On ranches out West, mutton busting is probably a useful skill. Cowboy kids grow up learning to rope calves, break horses — and maybe one day ride broncs or bulls in rodeos. Clinging to a high-speed sheep is good training.

But where we live mutton busting is nothing more than adult entertainment.

But dammit, it’s entertaining.

Before I post more photos, let me state these facts:

1. Martin and I polished off a round of cocktails. Judgment might have been impaired.
2. This was Cayden’s idea. He wanted to try mutton busting.

I didn’t remind him that our sheep are virtually impossible to handle, much less ride. And I didn’t mention that there’d be only one way off.

Instead, I advised him to dig his fingers in the wool and stay low over the sheep.

Martin and I exchanged looks. We knew who’d win this match. I hoped for no broken bones. With the kid aboard a sheep Martin opened the gate, officially launching the farm’s first — and possibly last — mutton bustin’ event.

Initially, the selected sheep hid under the herd, probably wishing this to end.

But then the herd bolted. Fast.

Cayden didn’t stay low, but he hung in there anyway.

He made it a good 20 to 25 yards aboard the speeding sheep…

…before things went amiss. He tipped to the side…

…and the sheep rubbed him off against the fence.

From the way he rolled, I knew he hadn’t broken anything. But he was crying. He lifted his shirt to reveal a swath of fence scrapes on his back.

“You did great! You’re okay,” I said hugging him. “You want an ice pack?” He shook his head still crying.

“Honestly Cayden, that was –hands down — the coolest thing I’ve seen all day,” I told him. “Any chance we can get you to do that again?”

Power to the Sheeple

Historically, the first weekend in May is laden with events. The Kentucky Derby falls on the first Saturday. So does Gold Cup — a popular Virginia steeplechase punctuated by partying and alcohol. This year, we stuffed Cinco de Mayo in there as well.
So if you didn’t have anything to do this weekend… what can I say? You’re a loser.
I’m kidding.
Martin and I didn’t attend any Derby parties and ever since these damn kids followed us home, we’ve tempered our boozy Gold Cup jaunts.
Besides, we had a better event penciled on the calendar: The largest and longest running showcase of domestic sheep and wool. In the entire USA.
The Maryland Sheep and Wool Festival.

Seriously, folks, it’s a big deal.

This year the parking lot was chock-a-block full of cars and we parked in the hinterland of the fairgrounds… passing gaggles of tailgaters who claimed swaths of grass with their folding chairs.

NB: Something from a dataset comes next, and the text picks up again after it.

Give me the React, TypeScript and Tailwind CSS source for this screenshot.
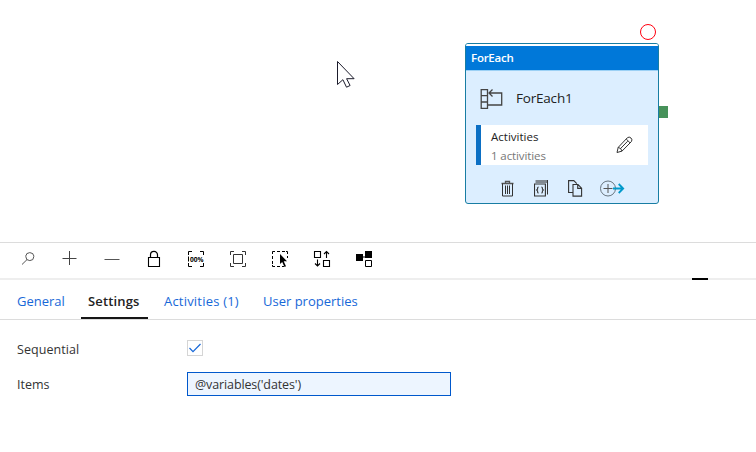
import React from "react";

const font = "font-['Open_Sans','Noto_Sans',sans-serif]";

function ForEachIcon() {
  return (
    <svg width="24" height="22" viewBox="0 0 24 22" fill="none" stroke="#444" strokeWidth="1.3">
      <path d="M1.2 1.7h6.3v18.6H1.2zM1.2 7.7h6.3M1.2 14h6.3" />
      <path d="M9.5 5h12.2v12H7.5M12.5 1.5 9 5l3.5 3.5" />
    </svg>
  );
}

function Pencil() {
  return (
    <svg width="17" height="18" viewBox="0 0 17 18" fill="none" stroke="#333">
      <path d="M1 16.5 2.2 11.4 11.3 1.8Q13.2.2 15 2T15.3 5.7L6 15.1ZM2.2 11.4Q5.2 11.8 6 15.1M10.2 3l3.8 3.8M4.3 12.8l7.4-7.6" />
    </svg>
  );
}

function Trash() {
  return (
    <svg width="14" height="17" viewBox="0 0 14 17" fill="none" stroke="#333">
      <path d="M.5 3.5h12M4.5 3.3V1.5h4v1.8" stroke="#555" strokeWidth="1.3" />
      <path d="M1.5 3.5v12.5h10V3.5M4.5 5.5v8.5M6.5 5.5v8.5M8.5 5.5v8.5" />
    </svg>
  );
}

function Braces() {
  return (
    <svg width="15" height="17" viewBox="0 0 15 17" fill="none" stroke="#333">
      <path d="M1.5 1.5H13" stroke="#808890" strokeWidth="3" />
      <path d="M13.5 0v14.5" />
      <path d="M.5 4h10.9v12H.5z" strokeWidth="1.1" />
      <path d="M4.6 7q-1 0-1 1v1.1l-1 .9 1 .9V12q0 1 1 1M7.4 7q1 0 1 1v1.1l1 .9-1 .9V12q0 1-1 1" strokeWidth="1.1" />
    </svg>
  );
}

function Copy() {
  return (
    <svg width="15" height="17" viewBox="0 0 15 17" fill="none" stroke="#333" strokeWidth="1.1">
      <path d="M4.7 12.5H.6V.6h5.2l3 3M5 4.5h5l3.6 3.7v7.9H5zM9.7 4.7v3.7h3.9" />
    </svg>
  );
}

function AddOutput() {
  return (
    <svg width="26" height="17" viewBox="0 0 26 17" fill="none">
      <circle cx="8" cy="8.5" r="7.5" stroke="#67747e" />
      <path d="M8 4v9M3.5 8.5h9" stroke="#555" />
      <path d="M13 8.5h10.5M18.7 4l4.5 4.5-4.5 4.5" stroke="#0099cb" strokeWidth="1.8" />
    </svg>
  );
}

function ForEachNode() {
  return (
    <div className="absolute left-[465px] top-[43px] flex h-[161px] w-[194px] flex-col rounded-[3px] border border-[#187da3] bg-[#dceeff]">
      <div className="flex h-[27px] items-center rounded-t-[2px] border-b border-t-2 border-b-[#9bd0f5] border-t-white bg-[#0078d9] pl-[5px] text-[11.5px] font-semibold tracking-[-0.25px] text-white">
        <span>ForEach</span>
      </div>
      <div className="flex h-[54px] items-center pl-3.5">
        <div className="pt-0.5"><ForEachIcon /></div>
        <span className="ml-3 text-[13.5px] tracking-[-0.2px] text-[#222]">ForEach1</span>
      </div>
      <div className="ml-2.5 flex h-10 w-[172px] items-center justify-between border-l-[5px] border-[#0b6fc4] bg-white pl-2.5 pr-[15px]">
        <div className="flex flex-col pt-px text-[11.5px] leading-[19px]">
          <span className="text-[#222]">Activities</span>
          <span className="tracking-[-0.1px] text-[#777]">1 activities</span>
        </div>
        <Pencil />
      </div>
      <div className="flex h-[38px] items-center pl-[35px] pt-2">
        <Trash />
        <div className="ml-[19px]"><Braces /></div>
        <div className="ml-[19px]"><Copy /></div>
        <div className="ml-[17px]"><AddOutput /></div>
      </div>
    </div>
  );
}

function Toolbar() {
  return (
    <div className="flex h-9 items-center border-t border-[#dcdcdc] pl-[19px] pb-[3px]">
      <div className="flex gap-[24px]">
        <svg width="18" height="18" viewBox="0 0 18 18" fill="none" stroke="#555">
          <circle cx="10.8" cy="6.6" r="4" /><path d="M8 9.6 3 14.5" />
        </svg>
        <svg width="18" height="18" viewBox="0 0 18 18" fill="none" stroke="#444">
          <path d="M8.5 1v14M1.5 8.5h14" />
        </svg>
        <svg width="18" height="18" viewBox="0 0 18 18" fill="none" stroke="#555">
          <path d="M1.5 9.5h15" />
        </svg>
        <svg width="18" height="18" viewBox="0 0 18 18" fill="none" stroke="#000">
          <path d="M3.5 7.5h11v9h-11z" strokeWidth="1.1" /><path d="M5.5 7V4.8a3.5 3.5 0 0 1 7 0V7" strokeWidth="1.2" />
        </svg>
        <svg width="18" height="18" viewBox="0 0 18 18" fill="none" stroke="#000">
          <path d="M1.5 5V1.5H5M13 1.5h3.5V5M1.5 13v3.5H5M13 16.5h3.5V13M1.5 6.5v5" />
          <text x="3" y="11.6" fontSize="7" fontWeight="700" fill="#000" stroke="none" textLength="13.5" lengthAdjust="spacingAndGlyphs">00%</text>
        </svg>
        <svg width="18" height="18" viewBox="0 0 18 18" fill="none" stroke="#333">
          <path d="M1.5 5V1.5H5M13 1.5h3.5V5M1.5 13v3.5H5M13 16.5h3.5V13M4.5 4.5h9v9h-9z" />
        </svg>
        <svg width="18" height="18" viewBox="0 0 18 18" fill="none" stroke="#000">
          <path d="M1.5 4V1.5H4M6 1.5h3M11 1.5h3M15 1.5h1.5V4M1.5 6v3M1.5 11v3M1.5 15v1.5H4M6 16.5h3M11 16.5h2M16.5 6v2" />
          <path d="M9 4v10l2.2-2.1 2.3 5 1.5-.7-2.3-4.9H16z" fill="#000" stroke="none" />
        </svg>
        <svg width="18" height="18" viewBox="0 0 18 18" fill="none" stroke="#000">
          <path d="M1.5 1.5h6v6h-6zM10.5 10.5h6v6h-6zM13.5 8V1.5M11 4l2.5-2.5L16 4M4.5 9.5V16M2 13.5 4.5 16 7 13.5" strokeWidth="1.1" />
        </svg>
        <svg width="18" height="18" viewBox="0 0 18 18" fill="none" stroke="#000">
          <path d="M1 4h7v7H1zM10 1h7v7h-7z" fill="#000" stroke="none" /><path d="M8 7h3M10.5 10.5h6v6h-6z" />
        </svg>
      </div>
    </div>
  );
}

export default function App() {
  return (
    <div className={`h-[452px] w-[756px] overflow-hidden bg-white text-[13px] text-[#333] ${font}`}>
      <div className="relative h-[242px]">
        <div className="absolute left-[640px] top-6 size-4 rounded-full border border-[#ff0010]" />
        <ForEachNode />
        <div className="absolute left-[659px] top-[106px] h-3 w-[9px] bg-[#47925a]" />
        <svg className="absolute left-[336px] top-[60px]" width="20" height="30" viewBox="0 0 20 30" fill="white" stroke="#1b1b2b">
          <path d="M1.5 1.5v23l5.4-4.8 3.6 7.5 3.6-1.7-3.5-6.8h7.5z" />
        </svg>
      </div>
      <Toolbar />
      <div className="h-0.5 bg-[#eee] pl-[692px]"><div className="h-0.5 w-4 bg-black" /></div>
      <div className="flex h-10 items-stretch border-b border-[#dcdcdc] pl-[17px] leading-[42px] text-[#1768d8]">
        <span className="w-16">General</span>
        <span className="mr-4 w-[67px] border-b-2 border-[#161616] pl-[7px] font-semibold tracking-[0.15px] text-[#222]">Settings</span>
        <span className="w-[99px] tracking-[0.2px]">Activities (1)</span>
        <span>User properties</span>
      </div>
      <div className="flex h-[52px] items-center pl-[17px] pt-1.5 text-[12.5px]">
        <span className="w-[170px] pt-0.5 font-medium tracking-[0.05px]">Sequential</span>
        <div className="-mt-0.5 size-4 border border-[#d5d5d5]">
          <svg width="14" height="14" viewBox="0 0 14 14" fill="none" stroke="#1768d8" strokeWidth="1.2"><path d="m1.5 7 3.5 3.7L12.5 3" /></svg>
        </div>
      </div>
      <div className="flex h-6 items-center pl-[17px] text-[12.5px]">
        <span className="w-[170px] pt-0.5 font-medium">Items</span>
        <div className="flex h-6 w-[264px] items-center border border-[#0058cc] bg-[#edf5ff] pl-[7px] pt-0.5 tracking-[-0.12px]">@variables('dates')</div>
      </div>
    </div>
  );
}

These party animals weren’t stoking sausages on a hibachi or passing beers from a cooler.

They were knitting.

The festival celebrates all things sheep-related, from the animals themselves to the products woven and spun from their wool, to lamp chops with jelly. In between there’s plenty of home-grown crafts and music — fiddlers sawing away while carpenters whittle wood…beside broom makers and women spinning wool… next to pens of angora bunnies and a booth peddling sweaters and socks.

We skipped the Border Collie demos and all of the competitions (the “Lamb Carcass & Performance Contest” was tempting). Instead we shopped the crafts show and browsed the barns, ogling the different sheep.

The breed variation is truly amazing — from traditional, tightly-shorn Suffolk sheep to small, primitive brown-shaded Soay sheep, to burly, heavily-fleeced Lincoln sheep from Lincolnshire. The barns smelled nice — like forage with a faint whiff of livestock — and hummed under industrial fans and the buzz of electric shears. Every so often vociferous bleating rang out from one pen or another.

 A fistful of Suffolks, ready for judging
Fuzzy, wrinkly newborn twins

It’s hard to imagine that more than 50,000 people trek to the Howard County Fairgrounds every year to celebrate a relatively dense, sedentary animal — void of personality — that displays absolutely no athletic prowess.

But there is something about this event that is pure and wholesome and entirely fascinating. There are no games, no rides. The entertainment is in the animals, the people and their crafts. And you can’t help but appreciate the hard work that goes into prepping these shaggy beasts or hand-weaving a rug.

Even the kids were entertained, gazing at and petting the stock, wandering the pens and stuffing their faces with carnival food.

Only Cayden and Hadley expressed mild disappointment the following day; they wondered what happened to the wolves. Yea, where were the wolves? Hadley piped up.

“What are you guys talking about?” I asked.

“You know,” said Cayden, “at the Sheep and Wolf Festival…”

Social sheep
Lamb gyros, lamb stew, lamb sausage, lamb fajitas, lamb pitas…
The kids opted for ice cream and products of the corndog variety.